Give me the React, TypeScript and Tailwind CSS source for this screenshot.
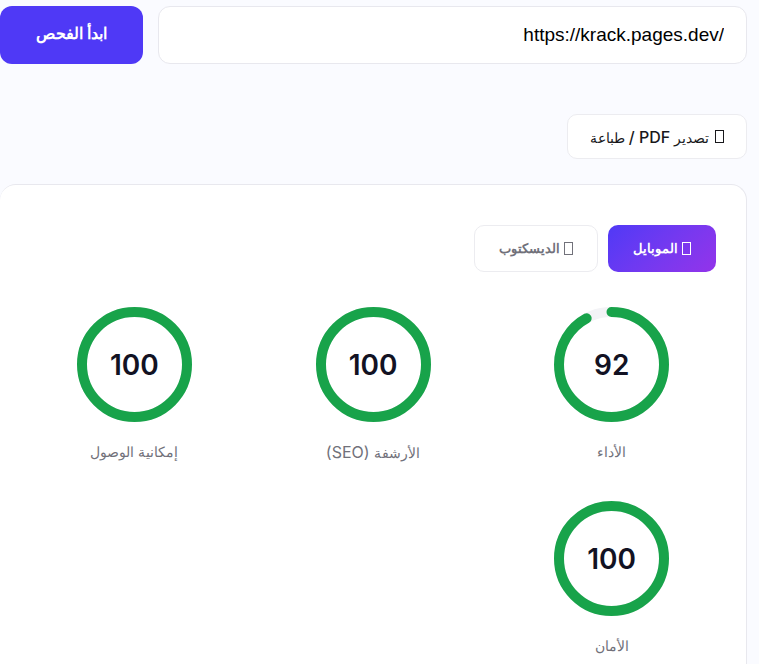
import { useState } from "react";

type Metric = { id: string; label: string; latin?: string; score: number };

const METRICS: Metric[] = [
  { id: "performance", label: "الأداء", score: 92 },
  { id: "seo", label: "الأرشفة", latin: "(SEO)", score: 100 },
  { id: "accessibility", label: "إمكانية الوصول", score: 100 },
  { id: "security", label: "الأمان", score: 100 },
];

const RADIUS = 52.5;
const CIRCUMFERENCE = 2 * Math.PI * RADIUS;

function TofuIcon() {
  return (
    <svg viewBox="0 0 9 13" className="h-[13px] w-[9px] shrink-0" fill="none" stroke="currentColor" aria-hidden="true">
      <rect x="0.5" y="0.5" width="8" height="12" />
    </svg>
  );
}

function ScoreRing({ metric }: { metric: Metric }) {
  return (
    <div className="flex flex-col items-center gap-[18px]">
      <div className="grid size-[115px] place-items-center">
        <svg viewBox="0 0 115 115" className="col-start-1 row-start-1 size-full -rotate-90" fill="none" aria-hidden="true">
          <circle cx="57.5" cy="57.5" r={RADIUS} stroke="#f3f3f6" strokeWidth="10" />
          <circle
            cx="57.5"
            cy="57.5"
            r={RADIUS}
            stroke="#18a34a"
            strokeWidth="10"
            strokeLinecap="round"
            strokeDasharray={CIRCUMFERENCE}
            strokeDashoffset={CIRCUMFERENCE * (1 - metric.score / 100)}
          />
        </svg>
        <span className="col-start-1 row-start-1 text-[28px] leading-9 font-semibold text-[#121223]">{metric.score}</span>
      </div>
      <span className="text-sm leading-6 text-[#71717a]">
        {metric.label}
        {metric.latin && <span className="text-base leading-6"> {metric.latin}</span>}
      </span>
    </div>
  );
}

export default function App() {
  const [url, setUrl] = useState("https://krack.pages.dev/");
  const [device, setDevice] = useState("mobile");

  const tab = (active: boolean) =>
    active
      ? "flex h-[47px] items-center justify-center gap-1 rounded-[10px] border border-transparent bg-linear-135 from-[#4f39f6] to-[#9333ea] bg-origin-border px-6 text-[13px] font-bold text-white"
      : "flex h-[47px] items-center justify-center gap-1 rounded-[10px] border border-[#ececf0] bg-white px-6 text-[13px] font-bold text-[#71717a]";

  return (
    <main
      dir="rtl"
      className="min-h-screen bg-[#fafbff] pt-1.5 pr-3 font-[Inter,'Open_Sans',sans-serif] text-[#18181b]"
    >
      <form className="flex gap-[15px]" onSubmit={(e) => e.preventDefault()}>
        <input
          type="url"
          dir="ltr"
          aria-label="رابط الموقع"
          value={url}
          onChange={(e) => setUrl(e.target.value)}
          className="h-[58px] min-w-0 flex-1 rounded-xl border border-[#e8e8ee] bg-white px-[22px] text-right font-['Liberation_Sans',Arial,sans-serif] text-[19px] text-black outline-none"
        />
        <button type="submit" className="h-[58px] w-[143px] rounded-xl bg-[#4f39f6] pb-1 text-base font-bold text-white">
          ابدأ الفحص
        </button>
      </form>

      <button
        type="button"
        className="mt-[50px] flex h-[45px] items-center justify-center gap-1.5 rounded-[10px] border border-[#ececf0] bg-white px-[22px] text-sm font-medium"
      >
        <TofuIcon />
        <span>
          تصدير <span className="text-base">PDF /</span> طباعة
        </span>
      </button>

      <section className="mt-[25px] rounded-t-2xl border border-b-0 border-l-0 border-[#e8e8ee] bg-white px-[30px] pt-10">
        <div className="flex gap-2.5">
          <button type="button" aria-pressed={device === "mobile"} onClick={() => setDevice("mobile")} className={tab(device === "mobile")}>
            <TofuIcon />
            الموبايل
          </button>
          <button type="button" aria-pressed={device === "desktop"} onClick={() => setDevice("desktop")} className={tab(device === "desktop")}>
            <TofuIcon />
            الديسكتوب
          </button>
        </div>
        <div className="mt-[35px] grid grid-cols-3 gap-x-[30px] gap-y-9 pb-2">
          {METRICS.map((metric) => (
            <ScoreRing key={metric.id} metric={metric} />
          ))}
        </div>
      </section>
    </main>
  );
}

Written instruction:
Repeat, with no pictures, each line from the beginning of the data through the line containing "const CIRCUMFERENCE = 2 * Math.PI * RADIUS;", inclusive.

Worked solution:
Give me the React, TypeScript and Tailwind CSS source for this screenshot.
import { useState } from "react";

type Metric = { id: string; label: string; latin?: string; score: number };

const METRICS: Metric[] = [
  { id: "performance", label: "الأداء", score: 92 },
  { id: "seo", label: "الأرشفة", latin: "(SEO)", score: 100 },
  { id: "accessibility", label: "إمكانية الوصول", score: 100 },
  { id: "security", label: "الأمان", score: 100 },
];

const RADIUS = 52.5;
const CIRCUMFERENCE = 2 * Math.PI * RADIUS;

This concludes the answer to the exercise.